The move into growth equities at the tail end of 2011 represented a significant shift in asset allocation at Lazard as Jacob explains: “We were very defensively focused in our portfolio strategy back in July last year. There were fears about China with regards to poor manufacturing data and there were ongoing concerns about the US recovery and problems in the eurozone. Back then we were most heavily weighted in fixed income which reflected our bearish stance.”
So why the move from fixed income and currency plays to a more bullish stance on equity markets in Q4 2011?
“The EU summit in October 2011 was a turning point. Firstly Chancellor Merkel had prepared well before going to the negotiating table. The LTRO (Long-Term Refinancing Operation) announcement also proved good for global risk appetite – it lowered the probability of a liquidity crisis.”
Eyes open to risk
Despite a more bullish outlook on emerging markets, Jacob is under no illusion as to the current geopolitical risks that could turn everything upside down and force a move back into an ultra-defensive mode.
“I would agree with the forecast that there is a one-in-five chance of major geopolitical dislocation. There is the question of whether the situation in Iran is being mishandled; there is a delicate balance in the Middle East among major oil producing regions; also the EU could start reversing – we will soon see what happens in Greece with regards to CDS entanglement and how that works out. If the situation in Greece is not improved, then the impact will be felt in emerging markets.”
When people talk about emerging markets they focus most prominently on the BRICs. Some would argue that BRIC regions are well picked over by investors now and the quality companies are now overvalued.
Jacob does not wholly agree: “India is certainly expensive from a valuation perspective but there are some good growth sectors such as healthcare and financials. India is most susceptible to food price inflation as food is a big part of their inflation index so severe weather conditions can also have a massive effect on markets there. It is a market in which you have to tread carefully – currency is one way of playing India.”
Russia, he believes, may be unfairly overlooked, offering investors good opportunities despite the political backdrop. “In Russia all companies are being punished for political risk. From a top-down view many might discount Russia outright but on a pure valuation basis we see Russia as the most attractive BRIC option and this is why it represents the largest weighting in our growth portfolio. From a positive perspective Russia joined the World Trade Organisation in December which will help it diversify away from oil dependence.”
Lat Am: beyond Brazil
In Latin America Jacob says there is more to the story there than just Brazil. “On the debt side, Chile looks interesting. It has a good central bank and the fixed interest market is attractive. We also have exposure to Peru.”
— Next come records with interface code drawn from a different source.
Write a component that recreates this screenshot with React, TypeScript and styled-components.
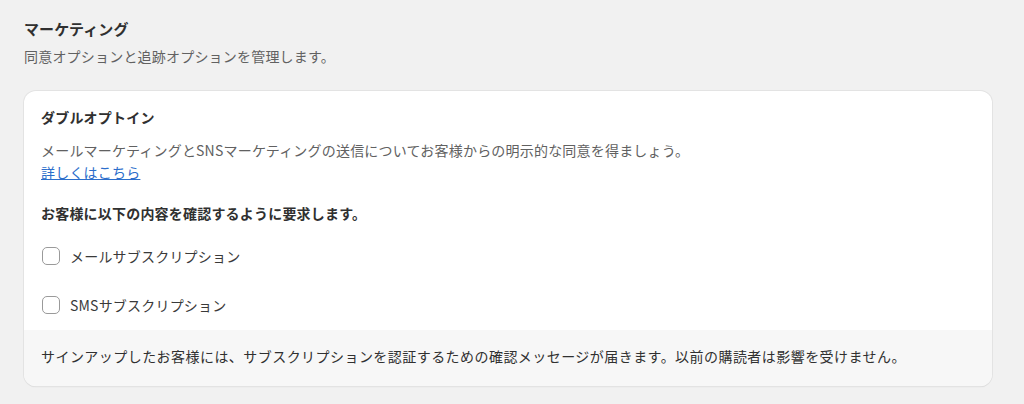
import React from "react";
import styled, { createGlobalStyle } from "styled-components";

const Global = createGlobalStyle`
  html, body { margin: 0; padding: 0; background: #f1f1f1; }
  body { font-family: "Noto Sans CJK JP", "Noto Sans", sans-serif; color: #303030; letter-spacing: 0.2px; }
`;

const Page = styled.div`
  padding: 19px 32px 20px 24px;
  display: flex;
  flex-direction: column;
`;

const Heading = styled.h2`
  margin: 0;
  font-size: 15px;
  line-height: 20px;
  font-weight: 700;
  color: #303030;
  letter-spacing: 0.1px;
`;

const Sub = styled.p`
  margin: 7px 0 0;
  font-size: 14px;
  line-height: 20px;
  color: #616161;
`;

const Card = styled.section`
  margin-top: 25px;
  background: #fff;
  border-radius: 12px;
  overflow: hidden;
  box-shadow: 0 0 0 1px #e3e3e3, 0 1px 1px 0 rgba(0, 0, 0, 0.16);
`;

const Body = styled.div`
  padding: 16px 17px 15px;
  display: flex;
  flex-direction: column;
`;

const CardTitle = styled.h3`
  margin: 0;
  font-size: 14px;
  line-height: 20px;
  font-weight: 700;
  color: #303030;
`;

const Desc = styled.p`
  margin: 12px 0 0;
  font-size: 14px;
  line-height: 22px;
  color: #616161;
`;

const Link = styled.a`
  display: block;
  font-size: 14px;
  line-height: 22px;
  color: #2c6ecb;
  text-decoration: underline;
  width: fit-content;
`;

const Strong = styled.p`
  margin: 20px 0 0;
  font-size: 14px;
  line-height: 20px;
  font-weight: 700;
  color: #303030;
`;

const Options = styled.div`
  margin-top: 23px;
  display: flex;
  flex-direction: column;
  gap: 29px;
`;

const Option = styled.label`
  display: flex;
  align-items: center;
  gap: 10px;
  height: 20px;
  padding-left: 1px;
  font-size: 14px;
  line-height: 20px;
  color: #3a3a3a;
`;

const Box = styled.span`
  width: 18px;
  height: 18px;
  box-sizing: border-box;
  border: 1.2px solid #9a9a9a;
  border-radius: 5px;
  background: #fff;
  flex: none;
`;

const Footer = styled.div`
  background: #f7f7f7;
  padding: 16px 17px 20px;
  font-size: 14px;
  line-height: 20px;
  color: #303030;
  letter-spacing: 0.45px;
`;

export default function App() {
  return (
    <>
      <Global />
      <Page>
        <Heading>マーケティング</Heading>
        <Sub>同意オプションと追跡オプションを管理します。</Sub>
        <Card>
          <Body>
            <CardTitle>ダブルオプトイン</CardTitle>
            <Desc>メールマーケティングとSNSマーケティングの送信についてお客様からの明示的な同意を得ましょう。</Desc>
            <Link href="#">詳しくはこちら</Link>
            <Strong>お客様に以下の内容を確認するように要求します。</Strong>
            <Options>
              <Option><Box />メールサブスクリプション</Option>
              <Option><Box />SMSサブスクリプション</Option>
            </Options>
          </Body>
          <Footer>サインアップしたお客様には、サブスクリプションを認証するための確認メッセージが届きます。以前の購読者は影響を受けません。</Footer>
        </Card>
      </Page>
    </>
  );
}
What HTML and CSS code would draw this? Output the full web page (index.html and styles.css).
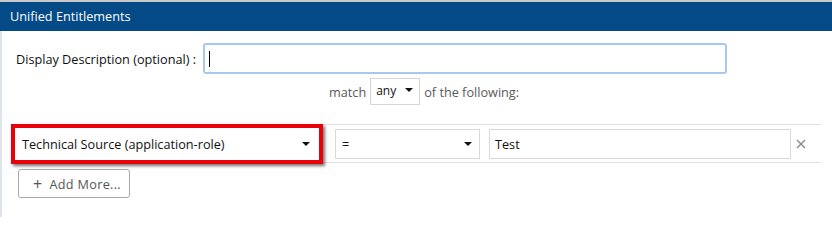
FILE: index.html
```html
<!DOCTYPE html>
<html>
<head>
<meta charset="utf-8">
<link rel="stylesheet" href="styles.css">
</head>
<body>
<div class="topline"></div>
<div class="header">Unified Entitlements</div>
<div class="panel">
  <div class="desc-row">
    <label class="desc-label">Display Description (optional) :</label>
    <div class="desc-input"><span class="caret"></span></div>
  </div>
  <div class="match-row">
    <span class="muted">match</span>
    <div class="mini-select"><span>any</span><span class="arrow"></span></div>
    <span class="muted">of the following:</span>
  </div>
  <div class="rule-row">
    <div class="select highlight"><span>Technical Source (application-role)</span><span class="arrow"></span></div>
    <div class="select op"><span>=</span><span class="arrow"></span></div>
    <div class="value">Test</div>
    <svg class="remove" width="10" height="10" viewBox="0 0 10 10"><path d="M1 1L9 9M9 1L1 9" stroke="#888" stroke-width="1.4"/></svg>
  </div>
  <button class="add-btn"><span class="plus">+</span>Add More...</button>
</div>
</body>
</html>
```
FILE: styles.css
```css
html, body { margin: 0; padding: 0; background: #fff; }
body { font-family: "Open Sans", "Noto Sans", sans-serif; font-size: 12px; color: #222; width: 832px; height: 217px; overflow: hidden; }
.topline { height: 2px; background: #c8c8c8; }
.header { height: 29px; background: #034a86; color: #fff; font-size: 12.7px; line-height: 29px; padding-left: 10px; }
.panel { border-left: 2px solid #dfe4ea; height: 186px; box-sizing: border-box; padding-top: 12px; }
.desc-row { display: flex; align-items: center; height: 31px; padding-left: 14px; }
.desc-label { width: 187px; font-size: 12.7px; color: #111; }
.desc-input { width: 516px; height: 27px; border: 2px solid #a9c7f3; border-radius: 3px; display: flex; align-items: center; padding-left: 4px; }
.caret { width: 1px; height: 16px; background: #000; }
.match-row { display: flex; align-items: center; margin-top: 4px; padding-left: 327px; height: 27px; font-size: 12.7px; }
.muted { color: #5a5a5a; }
.mini-select { border: 1px solid #d6d6d6; margin: 0 4px; display: flex; align-items: flex-start; justify-content: space-between; padding: 3px 6px 0 5px; box-sizing: border-box; width: 50px; height: 27px; font-size: 12px; color: #111; }
.mini-select .arrow { margin-top: 6px; }
.arrow { width: 0; height: 0; border-left: 4px solid transparent; border-right: 4px solid transparent; border-top: 4px solid #111; }
.rule-row { display: flex; align-items: center; margin-top: 19px; margin-left: 9px; width: 810px; height: 37px; border-top: 1px solid #e2e2e2; border-bottom: 1px solid #e2e2e2; }
.select { display: flex; align-items: center; justify-content: space-between; box-sizing: border-box; height: 30px; border: 1px solid #d9d9d9; background: #fff; font-size: 12.7px; color: #111; }
.highlight { width: 312px; height: 40px; border: 4px solid #e8000b; padding: 0 9px 0 7px; box-shadow: 2px 2px 3px rgba(0,0,0,.55); }
.op { width: 145px; margin-left: 12px; padding: 0 7px 0 6px; }
.value { width: 302px; height: 30px; box-sizing: border-box; border: 1px solid #d9d9d9; margin-left: 9px; display: flex; align-items: center; padding-left: 5px; font-size: 12.7px; color: #111; }
.remove { margin-left: 5px; }
.add-btn { margin: 6px 0 0 16px; width: 112px; height: 29px; border: 1px solid #a9a9a9; border-radius: 3px; background: #fff; font-family: inherit; font-size: 12.7px; color: #555; display: flex; align-items: center; padding: 0 0 0 14px; letter-spacing: 0.3px; }
.plus { font-size: 16px; margin-right: 7px; line-height: 1; }
```
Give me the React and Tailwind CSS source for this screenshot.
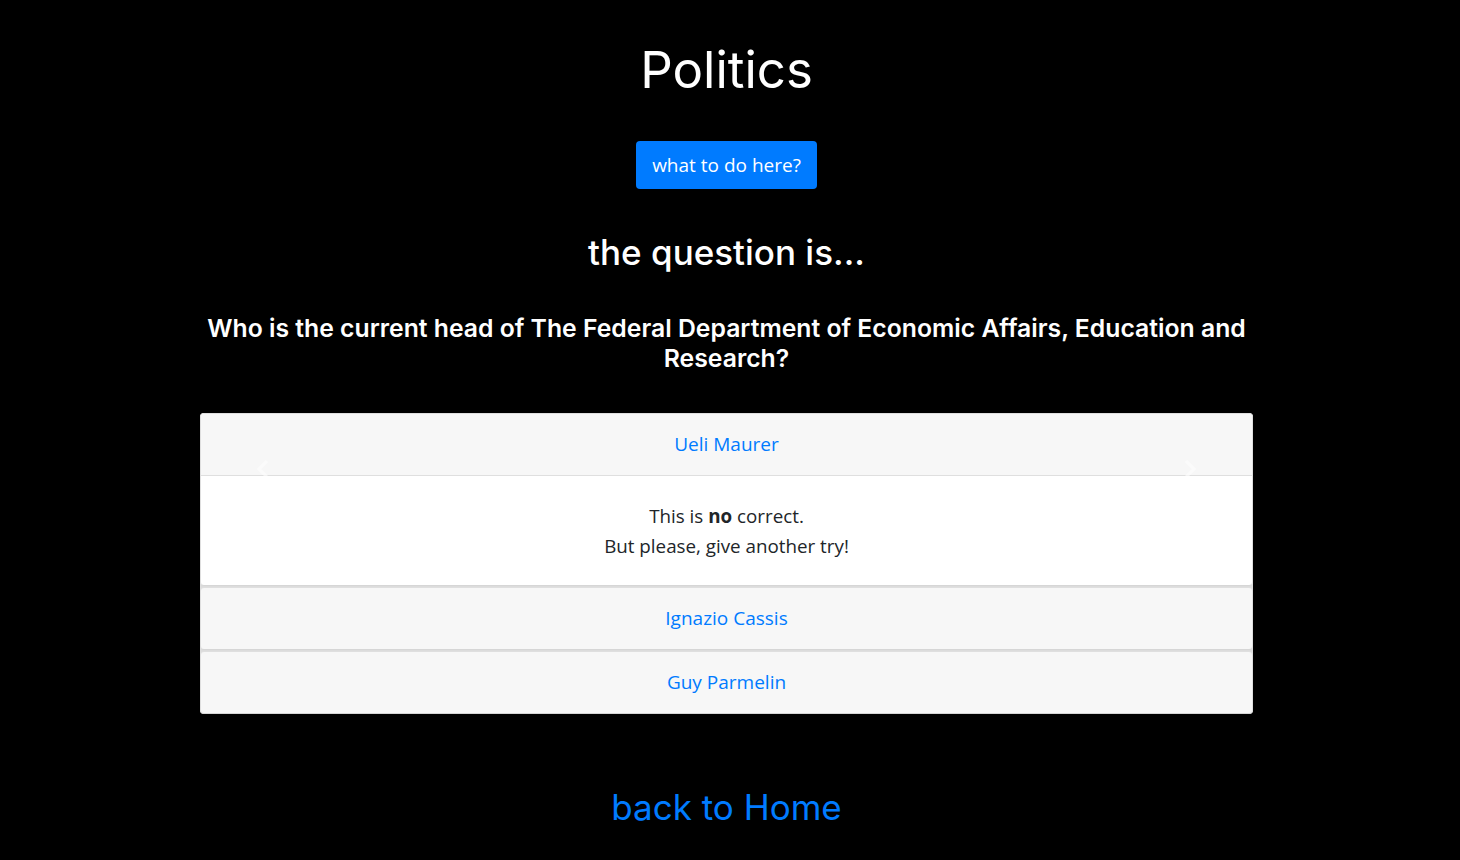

Argentina is seen in a similar light to Russia with regards to attractive valuations for investors prepared to take a little risk. “I think Argentina looks quite interesting. Once again top-down investors are just ignoring the country because of the risks. In reality we believe there are very few markets you would just avoid completely.”
The China syndrome
How important is China to emerging market performance in 2012 and beyond? James Donald, portfolio manager at Lazard, referred recently to China as being the “most important company in the world” and his view is largely shared by Jacob.
“China is critically important to emerging market performance and there are issues to watch out for. With inflation, I am less concerned than I was six months ago. In my opinion, slowing inflationary pressures in China are likely to assist authorities in their attempt to engineer a soft landing.”
He adds: “The risk in China is always on policy – there is always a blurred line between state-owned and private. Having said that, the government has shown a degree of flexibility and effectiveness in how it deals with banks, namely on a bank-by- bank basis. But you have to be aware that if the government had to choose between inflation and growth, it would choose growth.
China requires GDP growth or it risks major social unrest. They can keep inflation in check with price controls but with slow growth, things could slip out of their control.”
In essence, Jacob believes China is well equipped to accelerate growth when needed and slow things down too if necessary: “The dial can be turned up and down. There may be stories about empty towns with new buildings unoccupied but these projects kept people in work and in time these towns will be populated.
“There is a danger of looking at these things in the short term when in reality the timeframe for investment is a lot longer. Financial risks are part of the game there.”
He also points out that in 2008, if it hadn’t been for the massive infrastructure build in China, the whole world could have fallen into a much deeper recession.
Whether in relation to geographical weightings or different asset classes, Jacob insists that the philosophy at Lazard is that you don’t have to have the same approach at all times.
It is about getting the balance right at any one time between growth or value equities and credit and debt. It is also worth remembering that the investable universe has grown markedly of late – there are now 2,700 listed emerging market equities whereas back in 2002 you were looking at around 1,300.
Having the necessary resources and skills to pick out the winners in this expanding, high risk/reward arena will increasingly be the challenge for investment houses in the future.